If President Bass has decided he wants to run OPB, at least the radio division, which produces much of the listener generated money without the huge costs of the TV division, which costs far more than it brings in, then in my mind OPB has become in every way a commercial station, and can run adverts to support itself and no longer needs my support.

If you want to act like a commercial station, then turn into one, and don't expect me to ever send another penny to OPB to be wasted on the TV division which I don't watch, and so you can run a commercial station which can be funded like any other commercial one: with advertisers.

I have watched OPB change over the years, and I can't say there's been much improvement aside from finally offering OPB on the Internet as a stream, but otherwise it has been nothing but constant moves backwards: canceling Schickely (sp?) Mix, then Performance Today, and now Mr. Cantor, while Music Director David Christianson's rather lame and predictable weeknight show continues.

Your priorities and objectives are completely out of line both with the point and purpose of PUBLIC broadcasting as well as you listenership, and I hope you will find many others like myself who are sick of the cancellation of the shows we've enjoyed and made us regular listeners, to the point where you cannot operate without taking on more and more advertisers to where you eventually give up pretending to be a "public broadcasting" station any more.

Fortunately, due to the Internet, I can tune into the shows I do want to hear, and I will send my money to stations elsewhere in the country to support the programming I am interested in, but the cancellation of Mr. Cantor's show is irreplacable and as such, I no longer wish to have any association whatsoever with OPB.

There are also other local alternatives, such as the classical music station KBPS, the jazz station, KMHD, and of course, a true PUBLIC RADIO station, KBOO, and they will get my listenership and funding from hereon out.

Please cancel my membership immediately and remove me from all mailing lists, and do not ever contact me again. I am no longer an OPB listener and I intend to leave my OPB canvas bags at Goodwill and have already removed the sticker from my car. Good luck with your continued progress in grinding the OPB radio station into the ground and turning it into an AM-style "talk radio" blah blah blah station. You're doing that very well. Congrats.

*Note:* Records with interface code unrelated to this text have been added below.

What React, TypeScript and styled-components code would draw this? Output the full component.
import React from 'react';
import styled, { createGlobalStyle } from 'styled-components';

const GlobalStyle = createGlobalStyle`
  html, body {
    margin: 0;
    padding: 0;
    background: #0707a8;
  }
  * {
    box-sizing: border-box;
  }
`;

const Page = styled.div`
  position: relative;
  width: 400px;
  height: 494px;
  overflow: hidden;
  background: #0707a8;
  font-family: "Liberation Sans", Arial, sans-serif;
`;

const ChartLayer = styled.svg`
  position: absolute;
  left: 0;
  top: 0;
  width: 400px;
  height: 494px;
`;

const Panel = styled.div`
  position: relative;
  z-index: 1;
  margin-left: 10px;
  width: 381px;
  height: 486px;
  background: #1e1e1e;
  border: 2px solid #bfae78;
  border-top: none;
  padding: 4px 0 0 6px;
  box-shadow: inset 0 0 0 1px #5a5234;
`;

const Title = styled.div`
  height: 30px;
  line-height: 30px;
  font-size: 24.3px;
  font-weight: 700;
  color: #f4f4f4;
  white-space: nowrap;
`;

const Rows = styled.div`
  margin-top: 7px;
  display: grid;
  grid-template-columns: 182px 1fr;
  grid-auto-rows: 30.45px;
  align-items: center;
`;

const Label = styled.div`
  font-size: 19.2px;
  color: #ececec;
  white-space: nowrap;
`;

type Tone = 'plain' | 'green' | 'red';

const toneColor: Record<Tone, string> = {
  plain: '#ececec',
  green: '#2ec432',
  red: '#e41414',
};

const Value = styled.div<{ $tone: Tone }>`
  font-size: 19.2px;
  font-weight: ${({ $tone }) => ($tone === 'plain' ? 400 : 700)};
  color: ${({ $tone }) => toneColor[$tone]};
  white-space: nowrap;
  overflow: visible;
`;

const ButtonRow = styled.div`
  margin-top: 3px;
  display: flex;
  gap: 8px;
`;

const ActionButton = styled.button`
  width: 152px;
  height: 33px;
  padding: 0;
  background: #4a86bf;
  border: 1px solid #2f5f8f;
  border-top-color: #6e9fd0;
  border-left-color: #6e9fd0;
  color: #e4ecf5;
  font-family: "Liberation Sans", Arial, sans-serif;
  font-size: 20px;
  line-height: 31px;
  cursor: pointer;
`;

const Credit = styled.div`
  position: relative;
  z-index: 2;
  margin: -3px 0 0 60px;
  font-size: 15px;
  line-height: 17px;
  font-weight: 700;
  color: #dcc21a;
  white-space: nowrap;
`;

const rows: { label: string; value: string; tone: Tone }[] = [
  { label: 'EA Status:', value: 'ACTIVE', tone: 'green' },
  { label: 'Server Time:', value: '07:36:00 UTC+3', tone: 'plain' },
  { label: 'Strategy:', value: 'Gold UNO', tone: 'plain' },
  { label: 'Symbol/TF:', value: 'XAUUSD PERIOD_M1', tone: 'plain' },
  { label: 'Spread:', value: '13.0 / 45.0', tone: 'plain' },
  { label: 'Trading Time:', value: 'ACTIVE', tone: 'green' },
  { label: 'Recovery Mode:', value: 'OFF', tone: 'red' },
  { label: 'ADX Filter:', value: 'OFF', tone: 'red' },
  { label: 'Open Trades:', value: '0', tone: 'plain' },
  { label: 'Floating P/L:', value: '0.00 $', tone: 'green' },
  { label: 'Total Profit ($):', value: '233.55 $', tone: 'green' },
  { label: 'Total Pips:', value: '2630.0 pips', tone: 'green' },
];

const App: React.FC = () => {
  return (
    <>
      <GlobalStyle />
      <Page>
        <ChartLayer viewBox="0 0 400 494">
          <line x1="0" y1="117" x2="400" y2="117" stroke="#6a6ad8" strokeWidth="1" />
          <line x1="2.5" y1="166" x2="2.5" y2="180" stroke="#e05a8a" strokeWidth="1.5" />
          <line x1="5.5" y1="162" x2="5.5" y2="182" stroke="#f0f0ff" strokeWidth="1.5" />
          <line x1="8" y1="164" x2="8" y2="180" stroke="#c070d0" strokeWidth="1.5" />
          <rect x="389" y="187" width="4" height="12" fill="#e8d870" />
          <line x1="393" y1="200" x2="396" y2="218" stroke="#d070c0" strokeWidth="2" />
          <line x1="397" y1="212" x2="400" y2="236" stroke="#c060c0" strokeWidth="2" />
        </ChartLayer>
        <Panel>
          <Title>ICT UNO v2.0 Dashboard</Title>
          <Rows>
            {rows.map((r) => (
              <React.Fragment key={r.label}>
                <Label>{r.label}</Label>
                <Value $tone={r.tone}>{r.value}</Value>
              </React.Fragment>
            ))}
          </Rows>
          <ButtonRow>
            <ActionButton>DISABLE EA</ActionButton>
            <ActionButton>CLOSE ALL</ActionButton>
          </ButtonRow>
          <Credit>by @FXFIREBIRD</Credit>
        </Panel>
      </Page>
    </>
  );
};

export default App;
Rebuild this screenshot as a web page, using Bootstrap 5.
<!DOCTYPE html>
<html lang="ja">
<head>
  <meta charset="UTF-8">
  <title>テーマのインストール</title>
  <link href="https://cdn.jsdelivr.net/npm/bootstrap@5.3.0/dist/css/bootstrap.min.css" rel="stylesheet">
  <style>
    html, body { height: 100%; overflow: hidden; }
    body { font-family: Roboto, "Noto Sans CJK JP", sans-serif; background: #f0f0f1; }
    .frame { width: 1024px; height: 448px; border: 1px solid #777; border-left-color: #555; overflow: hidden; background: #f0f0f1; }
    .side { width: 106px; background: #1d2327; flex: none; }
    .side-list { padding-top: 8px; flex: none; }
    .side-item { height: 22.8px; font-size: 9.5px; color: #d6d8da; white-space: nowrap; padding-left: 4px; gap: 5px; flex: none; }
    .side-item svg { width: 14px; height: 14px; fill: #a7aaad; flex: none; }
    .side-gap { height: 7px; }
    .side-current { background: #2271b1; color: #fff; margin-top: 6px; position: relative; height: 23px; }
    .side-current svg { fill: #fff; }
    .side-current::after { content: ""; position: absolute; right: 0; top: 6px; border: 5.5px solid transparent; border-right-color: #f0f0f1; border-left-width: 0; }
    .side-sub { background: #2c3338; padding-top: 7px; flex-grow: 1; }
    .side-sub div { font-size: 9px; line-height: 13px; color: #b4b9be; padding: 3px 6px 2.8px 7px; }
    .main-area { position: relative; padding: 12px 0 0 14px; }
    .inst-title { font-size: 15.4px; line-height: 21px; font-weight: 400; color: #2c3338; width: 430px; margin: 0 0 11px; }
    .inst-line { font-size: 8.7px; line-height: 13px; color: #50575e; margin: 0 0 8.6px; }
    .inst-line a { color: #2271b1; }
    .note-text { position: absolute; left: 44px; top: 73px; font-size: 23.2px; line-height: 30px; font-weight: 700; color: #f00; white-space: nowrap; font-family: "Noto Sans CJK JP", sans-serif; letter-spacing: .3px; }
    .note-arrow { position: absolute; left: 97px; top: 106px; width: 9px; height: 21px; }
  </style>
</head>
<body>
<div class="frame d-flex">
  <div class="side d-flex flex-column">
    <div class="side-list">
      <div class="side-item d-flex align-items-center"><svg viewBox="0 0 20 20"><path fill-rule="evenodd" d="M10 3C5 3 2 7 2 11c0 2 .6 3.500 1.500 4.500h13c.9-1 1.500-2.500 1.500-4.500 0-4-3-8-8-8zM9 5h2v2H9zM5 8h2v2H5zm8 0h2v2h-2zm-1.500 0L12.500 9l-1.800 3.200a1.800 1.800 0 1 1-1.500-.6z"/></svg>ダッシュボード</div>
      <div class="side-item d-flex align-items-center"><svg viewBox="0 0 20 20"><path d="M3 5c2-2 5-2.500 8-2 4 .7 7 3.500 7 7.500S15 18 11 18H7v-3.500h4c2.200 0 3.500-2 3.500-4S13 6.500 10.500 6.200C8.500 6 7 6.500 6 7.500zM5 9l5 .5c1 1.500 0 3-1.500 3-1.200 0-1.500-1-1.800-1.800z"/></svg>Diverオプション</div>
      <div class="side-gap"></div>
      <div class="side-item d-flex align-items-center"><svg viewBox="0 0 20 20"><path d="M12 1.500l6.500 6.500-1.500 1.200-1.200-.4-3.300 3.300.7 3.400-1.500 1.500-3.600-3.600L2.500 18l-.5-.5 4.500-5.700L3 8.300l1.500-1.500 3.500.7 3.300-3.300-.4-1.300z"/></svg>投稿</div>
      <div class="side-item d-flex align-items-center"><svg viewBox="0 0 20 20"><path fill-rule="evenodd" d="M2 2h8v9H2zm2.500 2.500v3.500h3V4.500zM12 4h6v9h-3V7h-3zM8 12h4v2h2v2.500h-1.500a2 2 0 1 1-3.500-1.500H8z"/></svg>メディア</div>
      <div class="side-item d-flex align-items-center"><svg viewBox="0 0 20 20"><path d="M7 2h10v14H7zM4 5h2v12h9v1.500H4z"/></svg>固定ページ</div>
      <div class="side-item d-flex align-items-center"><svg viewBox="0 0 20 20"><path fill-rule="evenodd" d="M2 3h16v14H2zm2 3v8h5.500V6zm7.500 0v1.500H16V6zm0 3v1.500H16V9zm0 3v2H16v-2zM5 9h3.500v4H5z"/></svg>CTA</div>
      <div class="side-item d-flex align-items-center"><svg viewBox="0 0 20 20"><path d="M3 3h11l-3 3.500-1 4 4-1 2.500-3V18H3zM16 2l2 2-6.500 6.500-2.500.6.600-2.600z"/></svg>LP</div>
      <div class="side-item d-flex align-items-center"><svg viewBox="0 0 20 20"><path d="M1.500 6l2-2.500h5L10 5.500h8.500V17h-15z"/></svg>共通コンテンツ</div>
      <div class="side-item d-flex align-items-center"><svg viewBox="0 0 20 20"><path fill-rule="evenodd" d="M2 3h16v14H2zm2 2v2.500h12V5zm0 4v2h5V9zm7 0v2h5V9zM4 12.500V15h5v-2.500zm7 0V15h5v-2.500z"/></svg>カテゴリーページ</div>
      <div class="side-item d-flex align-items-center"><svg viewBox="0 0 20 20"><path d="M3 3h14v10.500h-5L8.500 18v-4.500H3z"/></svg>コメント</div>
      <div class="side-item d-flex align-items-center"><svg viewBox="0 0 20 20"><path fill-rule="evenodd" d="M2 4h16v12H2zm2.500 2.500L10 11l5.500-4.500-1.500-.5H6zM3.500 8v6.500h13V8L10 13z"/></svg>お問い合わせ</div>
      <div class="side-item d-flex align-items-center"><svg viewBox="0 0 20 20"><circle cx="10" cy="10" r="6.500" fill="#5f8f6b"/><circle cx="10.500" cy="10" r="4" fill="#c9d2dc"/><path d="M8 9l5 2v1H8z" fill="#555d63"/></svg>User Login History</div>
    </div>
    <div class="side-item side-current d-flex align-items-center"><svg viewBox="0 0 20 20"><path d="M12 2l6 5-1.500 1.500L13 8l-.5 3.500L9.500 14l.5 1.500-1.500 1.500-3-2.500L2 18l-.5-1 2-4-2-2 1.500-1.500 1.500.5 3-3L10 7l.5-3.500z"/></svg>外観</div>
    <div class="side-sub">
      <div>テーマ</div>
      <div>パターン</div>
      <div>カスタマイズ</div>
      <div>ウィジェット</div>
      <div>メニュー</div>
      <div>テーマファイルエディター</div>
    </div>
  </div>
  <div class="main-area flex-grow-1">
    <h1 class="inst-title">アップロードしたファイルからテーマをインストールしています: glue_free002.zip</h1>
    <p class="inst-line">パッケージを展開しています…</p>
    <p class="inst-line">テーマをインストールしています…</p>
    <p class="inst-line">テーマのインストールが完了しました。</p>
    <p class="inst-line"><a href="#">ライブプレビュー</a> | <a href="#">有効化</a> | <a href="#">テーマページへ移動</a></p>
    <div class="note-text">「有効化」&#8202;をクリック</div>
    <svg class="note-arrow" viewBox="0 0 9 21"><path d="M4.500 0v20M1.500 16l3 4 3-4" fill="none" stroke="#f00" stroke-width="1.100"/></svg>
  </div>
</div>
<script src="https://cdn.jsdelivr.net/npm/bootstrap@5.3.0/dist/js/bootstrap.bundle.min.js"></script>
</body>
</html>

We doubt OPB will listen or care or make even the slightest change based on this, but we've spoken our piece/peace and will simply no longer listen to their station, which seems to spend as much time running "Fund Drives" as not these days. Too stupid to realize they're getting less listener support because their programming choices are bad, and wasting money trying to run the station as if it was a commercial one is even worse. We can't decide where our tax dollars go, but we can sure decide where we donate our money and time. Fuck you OPB. We hope you go bankrupt running your money-losing TV station.